My first romance novels that I read were all historical romances. I loved Dukes and Earls. I could read a viscount who totally loved the girl, all the time back in the day. In the 1990s you’d find me reading my X-Men comics on Wednesday and a historical romance on Saturday. This was my teenage years and early twenties. As a young adult, I started a pirate story because in some ways I always thought pirates related to Dukes were just hot, hot, hot. As a reader though I grew tired of reading the same books and I moved on to reading my contemporaries. Later on as I started writing, I could not find myself limiting my heroine so much with rules. I think I like to break the heroine’s spirits a bit, so breaking her spirit and then adding rules to keep her down… I just can’t. One day though, I’ve always said I will sit down to write a historical. It’s going to eventually happen, though not in the immediate future.

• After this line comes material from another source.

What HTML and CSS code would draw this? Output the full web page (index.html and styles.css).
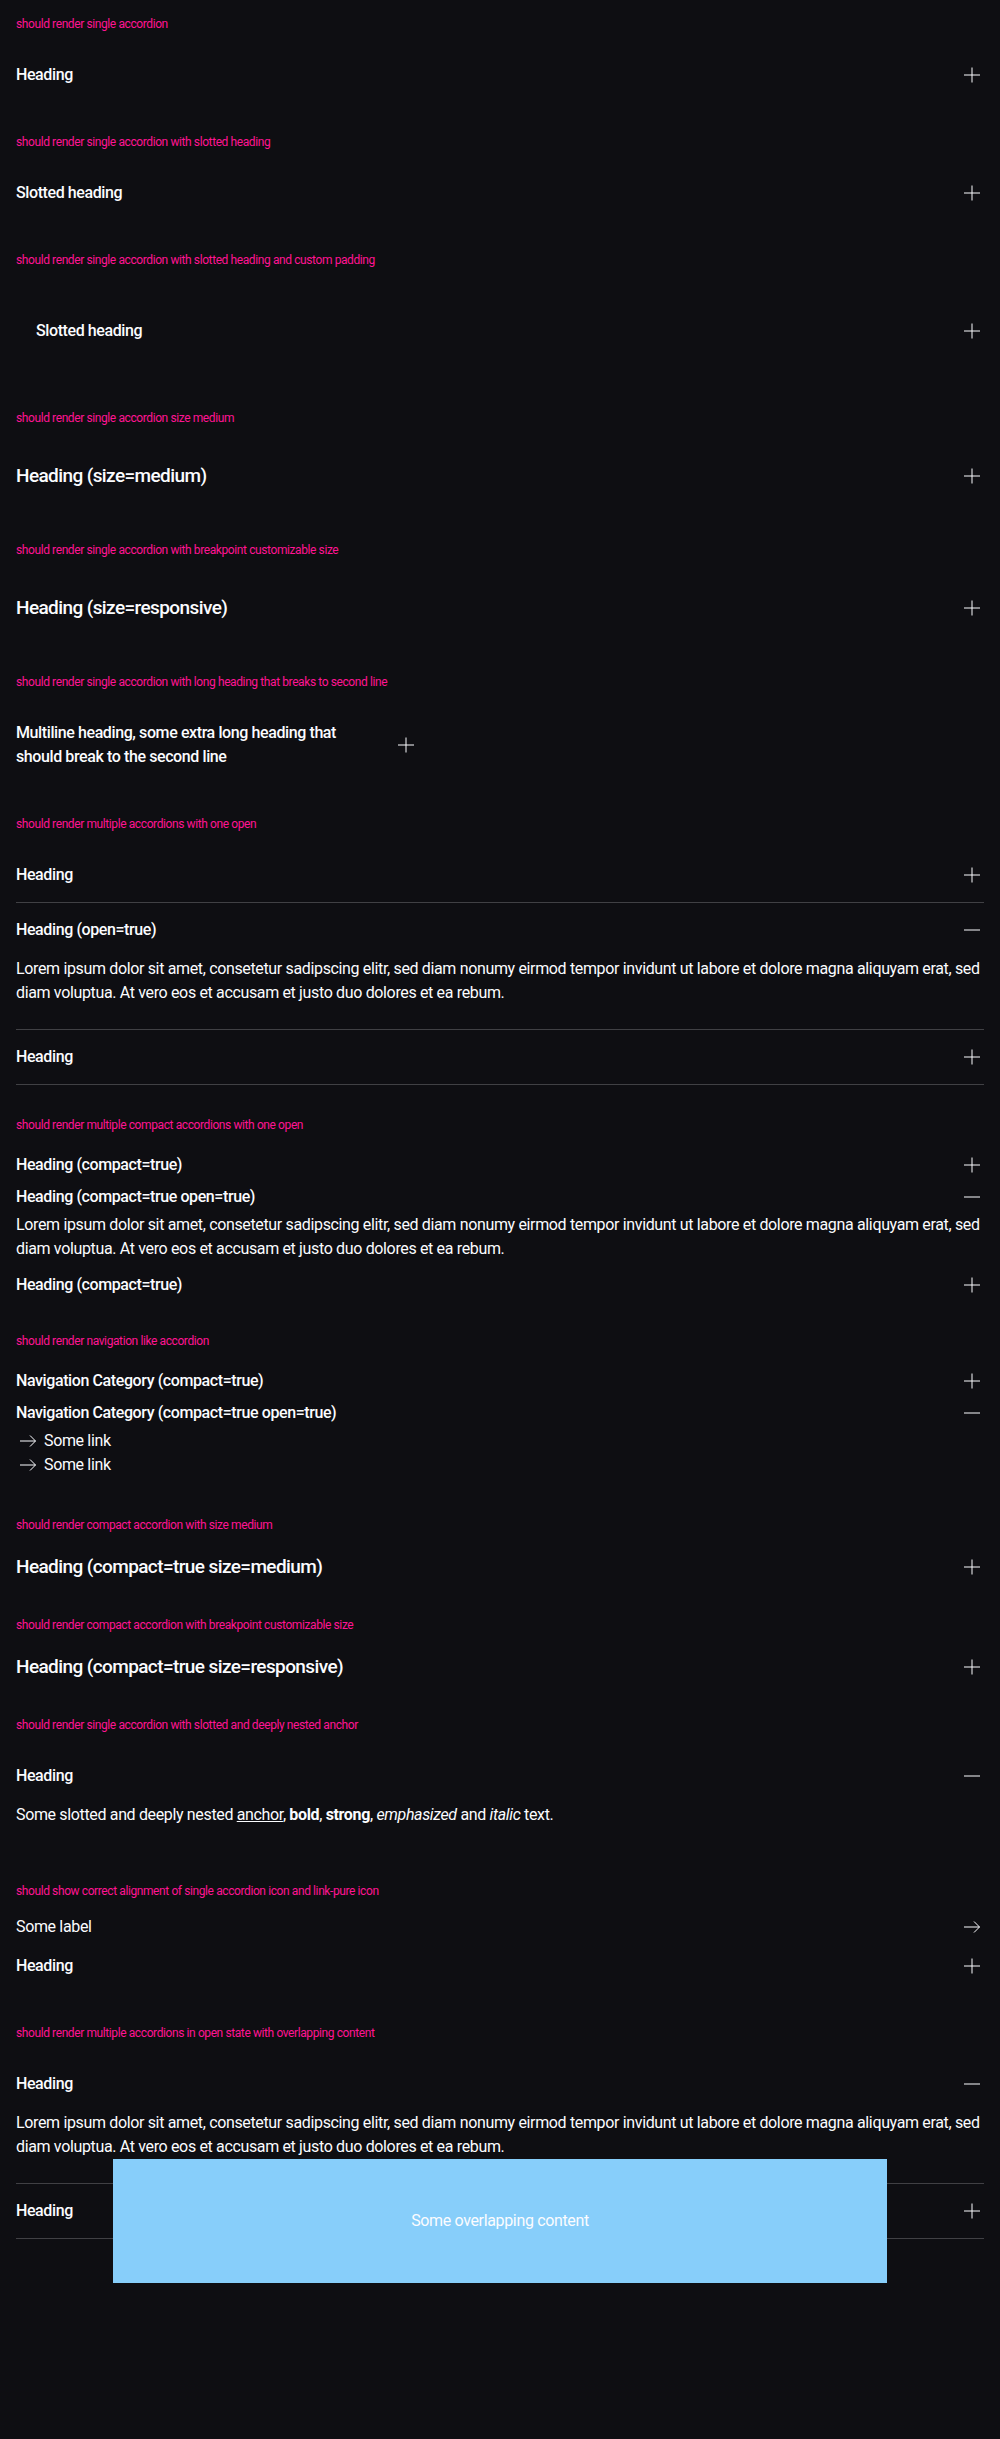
FILE: index.html
```
<!DOCTYPE html>
<html lang="en">
<head>
<meta charset="utf-8">
<title>Accordion</title>
<link rel="stylesheet" href="styles.css">
</head>
<body>

<div class="playground">
  <p class="title">should render single accordion</p>
  <div class="accordion">
    <div class="acc-head"><span class="acc-text">Heading</span><svg class="icon" viewBox="0 0 24 24"><path d="M4 12h16M12 4.5v15"/></svg></div>
  </div>
</div>

<div class="playground">
  <p class="title">should render single accordion with slotted heading</p>
  <div class="accordion">
    <div class="acc-head"><span class="acc-text">Slotted heading</span><svg class="icon" viewBox="0 0 24 24"><path d="M4 12h16M12 4.5v15"/></svg></div>
  </div>
</div>

<div class="playground">
  <p class="title">should render single accordion with slotted heading and custom padding</p>
  <div class="accordion custom">
    <div class="acc-head"><span class="acc-text">Slotted heading</span><svg class="icon" viewBox="0 0 24 24"><path d="M4 12h16M12 4.5v15"/></svg></div>
  </div>
</div>

<div class="playground">
  <p class="title">should render single accordion size medium</p>
  <div class="accordion medium">
    <div class="acc-head"><span class="acc-text">Heading (size=medium)</span><svg class="icon" viewBox="0 0 24 24"><path d="M4 12h16M12 4.5v15"/></svg></div>
  </div>
</div>

<div class="playground">
  <p class="title">should render single accordion with breakpoint customizable size</p>
  <div class="accordion medium">
    <div class="acc-head"><span class="acc-text">Heading (size=responsive)</span><svg class="icon" viewBox="0 0 24 24"><path d="M4 12h16M12 4.5v15"/></svg></div>
  </div>
</div>

<div class="playground">
  <p class="title">should render single accordion with long heading that breaks to second line</p>
  <div class="accordion narrow">
    <div class="acc-head"><span class="acc-text">Multiline heading, some extra long heading that should break to the second line</span><svg class="icon" viewBox="0 0 24 24"><path d="M4 12h16M12 4.5v15"/></svg></div>
  </div>
</div>

<div class="playground">
  <p class="title">should render multiple accordions with one open</p>
  <div class="accordion bordered">
    <div class="acc-head"><span class="acc-text">Heading</span><svg class="icon" viewBox="0 0 24 24"><path d="M4 12h16M12 4.5v15"/></svg></div>
  </div>
  <div class="accordion bordered">
    <div class="acc-head"><span class="acc-text">Heading (open=true)</span><svg class="icon" viewBox="0 0 24 24"><path d="M4 12h16"/></svg></div>
    <div class="acc-body">Lorem ipsum dolor sit amet, consetetur sadipscing elitr, sed diam nonumy eirmod tempor invidunt ut labore et dolore magna aliquyam erat, sed diam voluptua. At vero eos et accusam et justo duo dolores et ea rebum.</div>
  </div>
  <div class="accordion bordered">
    <div class="acc-head"><span class="acc-text">Heading</span><svg class="icon" viewBox="0 0 24 24"><path d="M4 12h16M12 4.5v15"/></svg></div>
  </div>
</div>

<div class="playground">
  <p class="title">should render multiple compact accordions with one open</p>
  <div class="accordion compact">
    <div class="acc-head"><span class="acc-text">Heading (compact=true)</span><svg class="icon" viewBox="0 0 24 24"><path d="M4 12h16M12 4.5v15"/></svg></div>
  </div>
  <div class="accordion compact">
    <div class="acc-head"><span class="acc-text">Heading (compact=true open=true)</span><svg class="icon" viewBox="0 0 24 24"><path d="M4 12h16"/></svg></div>
    <div class="acc-body">Lorem ipsum dolor sit amet, consetetur sadipscing elitr, sed diam nonumy eirmod tempor invidunt ut labore et dolore magna aliquyam erat, sed diam voluptua. At vero eos et accusam et justo duo dolores et ea rebum.</div>
  </div>
  <div class="accordion compact">
    <div class="acc-head"><span class="acc-text">Heading (compact=true)</span><svg class="icon" viewBox="0 0 24 24"><path d="M4 12h16M12 4.5v15"/></svg></div>
  </div>
</div>

<div class="playground">
  <p class="title">should render navigation like accordion</p>
  <div class="accordion compact">
    <div class="acc-head"><span class="acc-text">Navigation Category (compact=true)</span><svg class="icon" viewBox="0 0 24 24"><path d="M4 12h16M12 4.5v15"/></svg></div>
  </div>
  <div class="accordion compact">
    <div class="acc-head"><span class="acc-text">Navigation Category (compact=true open=true)</span><svg class="icon" viewBox="0 0 24 24"><path d="M4 12h16"/></svg></div>
    <div class="acc-body">
      <a class="link-pure" href="#"><svg class="icon" viewBox="0 0 24 24"><path d="M4 12h15.5M14 6.5l5.5 5.5-5.5 5.5"/></svg><span>Some link</span></a>
      <a class="link-pure" href="#"><svg class="icon" viewBox="0 0 24 24"><path d="M4 12h15.5M14 6.5l5.5 5.5-5.5 5.5"/></svg><span>Some link</span></a>
    </div>
  </div>
</div>

<div class="playground">
  <p class="title">should render compact accordion with size medium</p>
  <div class="accordion compact medium">
    <div class="acc-head"><span class="acc-text">Heading (compact=true size=medium)</span><svg class="icon" viewBox="0 0 24 24"><path d="M4 12h16M12 4.5v15"/></svg></div>
  </div>
</div>

<div class="playground">
  <p class="title">should render compact accordion with breakpoint customizable size</p>
  <div class="accordion compact medium">
    <div class="acc-head"><span class="acc-text">Heading (compact=true size=responsive)</span><svg class="icon" viewBox="0 0 24 24"><path d="M4 12h16M12 4.5v15"/></svg></div>
  </div>
</div>

<div class="playground">
  <p class="title">should render single accordion with slotted and deeply nested anchor</p>
  <div class="accordion">
    <div class="acc-head"><span class="acc-text">Heading</span><svg class="icon" viewBox="0 0 24 24"><path d="M4 12h16"/></svg></div>
    <div class="acc-body">Some slotted and deeply nested <a href="#">anchor</a>, <b>bold</b>, <strong>strong</strong>, <em>emphasized</em> and <i>italic</i> text.</div>
  </div>
</div>

<div class="playground">
  <p class="title">should show correct alignment of single accordion icon and link-pure icon</p>
  <a class="link-pure stretch" href="#"><span>Some label</span><svg class="icon" viewBox="0 0 24 24"><path d="M4 12h15.5M14 6.5l5.5 5.5-5.5 5.5"/></svg></a>
  <div class="accordion">
    <div class="acc-head"><span class="acc-text">Heading</span><svg class="icon" viewBox="0 0 24 24"><path d="M4 12h16M12 4.5v15"/></svg></div>
  </div>
</div>

<div class="playground">
  <p class="title">should render multiple accordions in open state with overlapping content</p>
  <div class="accordion bordered">
    <div class="acc-head"><span class="acc-text">Heading</span><svg class="icon" viewBox="0 0 24 24"><path d="M4 12h16"/></svg></div>
    <div class="acc-body">Lorem ipsum dolor sit amet, consetetur sadipscing elitr, sed diam nonumy eirmod tempor invidunt ut labore et dolore magna aliquyam erat, sed diam voluptua. At vero eos et accusam et justo duo dolores et ea rebum.
      <div class="overlap-anchor"><div class="overlap">Some overlapping content</div></div>
    </div>
  </div>
  <div class="accordion bordered">
    <div class="acc-head"><span class="acc-text">Heading</span><svg class="icon" viewBox="0 0 24 24"><path d="M4 12h16M12 4.5v15"/></svg></div>
  </div>
</div>

</body>
</html>
```
FILE: styles.css
```
html {
  background: #0e0e12;
}

body {
  margin: 0;
  min-height: 2439px;
  color: #fbfcff;
  font-family: Roboto, "Liberation Sans", sans-serif;
  font-size: 16px;
  line-height: 24px;
  letter-spacing: -0.35px;
}

.playground {
  padding: 16px;
}

.title {
  margin: 0 0 16px;
  font-size: 12px;
  line-height: 16px;
  letter-spacing: -0.4px;
  color: #ff1493;
}

.accordion.bordered {
  border-bottom: 1px solid #404044;
}

.acc-head {
  display: flex;
  align-items: center;
  justify-content: space-between;
  gap: 24px;
  padding: 15px 0;
  font-size: 16px;
  line-height: 24px;
  font-weight: 500;
  letter-spacing: -0.4px;
}

.acc-text {
  flex: 1 1 auto;
}

.custom .acc-text {
  padding: 20px;
}

.narrow {
  width: 402px;
}

.medium .acc-head {
  font-size: 19px;
  line-height: 28px;
  padding: 20px 0;
  letter-spacing: -0.6px;
}

.compact .acc-head,
.compact.medium .acc-head {
  padding: 4px 0;
}

.icon {
  flex: 0 0 24px;
  width: 24px;
  height: 24px;
  fill: none;
  stroke: #fbfcff;
  stroke-width: 1;
}

.acc-body {
  padding-bottom: 24px;
}

.compact .acc-body {
  padding-bottom: 8px;
}

.acc-body a {
  color: inherit;
}

.acc-body b,
.acc-body strong {
  font-weight: 700;
}

.link-pure {
  display: flex;
  align-items: center;
  gap: 4px;
  color: #fbfcff;
  text-decoration: none;
  font-size: 16px;
  line-height: 24px;
}

.link-pure.stretch {
  justify-content: space-between;
}

.overlap-anchor {
  position: relative;
  height: 0;
}

.overlap {
  position: absolute;
  top: 0;
  left: 10%;
  width: 80%;
  height: 124px;
  z-index: 2;
  display: flex;
  align-items: center;
  justify-content: center;
  background: #87cefa;
  color: #fbfcff;
}
```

What I’m about to say also goes along with my day job. I teach history to public high school students. Yesterday I saw a historical author disparaging history that is taught in public schools, and bite my tongue. Hard. The implication was that history teachers sucked, and no we don’t. I will not recommend that author’s book though. Learning history gives us the value to understanding the past. It is so important because it helps us find a better future, but I’m getting off track.
This was my point. With the age of the 21st century now, why are we reading about the 19th century still? I so wish for more World War Two romances. A friend of mine, Aleka Nakis, wrote a time travel piece where a world war two soldier gets transported to the here and now. Bought His Life was good. This has me thinking that the movies are full of World War Two stories and I eat them up. I wish I was taken into that world of the 20th century that I never knew. The roles of good versus evil are so well defined. I don’t want to be depressed, but inspired with some great love story that is much closer in time to today. I don’t know what that book is that I long to read, but if anyone has a romance novel suggestion on this… let me know. I want to read it.
So why are we stuck in the Regencies for the historicals? I wish we moved beyond it. I get that many people love Dukes. I love to read them too. I just so wish there was more than that one world.
Wow I sound so jaded and in 18 days I read the only romance author I ever fan girled. Julia Quinn’s regencies always set me on fire. I wrote to her as a teenager myself on her third or fourth book, Everything and the Moon. She wrote back. For once she had a Victoria as a character where my name isn’t the bad girl’s name. She was the heroine, and okay she called herself Tori which I hate, but still she was a Victoria. I’m so excited to meet Julia Quinn on the ship that I’ll forget my earlier point entirely. So yes, I love regencies. I just wish my selection at Barnes and Noble went beyond this one time in the romance department.